Columnists

KISERO: Sovereign wealth fund must top agenda

wealth-bill

Members of parliament during a past sitting. FILE PHOTO | NMG

We are in the season of manifestos by political parties. In our context, the idea of a manifesto has been reduced to the things politicians piously promise when seeking election and invariably forget after they win.

You just roll out a list of promises without bothering to indicate where the money will come from.

Five years down the road, and even after you have not honoured a promise- you can still include it in the new manifesto without explaining why you did not implement it.

I am saying this as an entry point to a discussion on one of the most critical policy questions of the day- namely a sovereign wealth fund.

We have been talking about establishing a sovereign wealth fund since 2013. As a matter of fact, the idea featured prominently in the Jubilee manifesto that year.

Picking up the thread from the last manifesto, the blue ribbon presidential task force on parastatal reforms formulated a detailed framework for managing resource revenues complete with a draft National Sovereign Wealth Fund Bill.

As a matter of fact, the Bill was approved by President Uhuru Kenyatta as far back as November 2013.

I must say that I find the thinking around the Bill enlightening. We planned to create three funds-namely, a savings fund for future generations, a stabilisation fund to stabilise revenues from volatile commodity prices, and an infrastructure fund.

When you look at it, this Bill was based on international best practice and envisaged being a game changer in the management of the nation’s oil wealth.

As it turned out, the Bill did not see the light of day. The upshot is that we are now in the precarious position whereby we are now trucking oil by road to Mombasa and world markets without a framework for managing oil revenues.

In the new manifesto, the only mention of a sovereign wealth fund is in the context of achievements under devolution where they claim to have established a benefits sharing framework for giving local communities a share of national resources.

To my understanding, this is in reference to the Petroleum Bill that is yet to become law due to wrangling between the Legislature, the Executive and county governments.

In their manifesto, Nasa has promised that in the first 90 days, they will enact the Petroleum Exploration Development and Production Bill 2016 that has been passed by the National Assembly.

The centrepiece of the Bill was to provide a much larger share of resource revenues than the centre was comfortable with.

Clearly, the fact that Nasa’s manifesto makes no mention of a sovereign wealth fund is yet another indicator that the idea has fallen down the pecking order.

Why do we need a sovereign wealth fund? First, natural resources are finite and get exhausted.

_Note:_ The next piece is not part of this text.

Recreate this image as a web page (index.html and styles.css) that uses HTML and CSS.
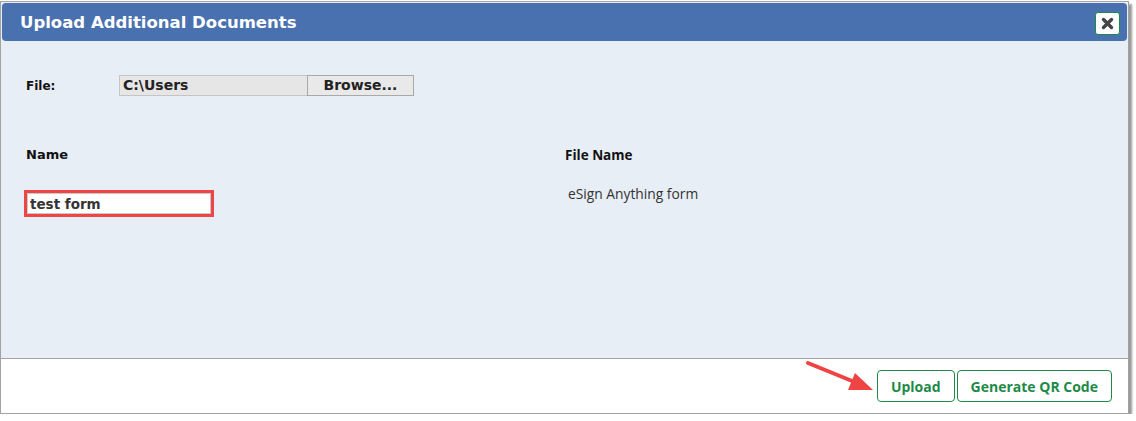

It follows that the revenues we generate need to be invested to benefit the people living today and future generations.

It sits very well with the 2010 Constitution, which calls for inter-generational equity in management of the nation’s resources.

Secondly, it is now accepted by international best practice that the best tool for managing oil revenues is a sovereign wealth fund.

Thirdly, being an emerging economy, Kenya will need to not only save revenues for when the oil runs out, but to devote some of the wealth in investing in infrastructure.

A sovereign wealth fund is ideally placed to make long-term investments in infrastructure because it has no liabilities unlike a pension fund that has to pay pensioners.

Indeed, the world over, sovereign wealth funds are today the dominant investors and co- investors in infrastructure.

And since oil revenues are volatile, Kenya will need a sovereign wealth fund to manage volatility in oil prices and minimise adverse impacts on price fluctuation.

If you needed any justification for a sovereign wealth fund for Kenya, just look at how sub-Saharan African oil exporters have mismanaged oil revenues.

We must bring back a sovereign wealth for Kenya to the top of the nation’s agenda.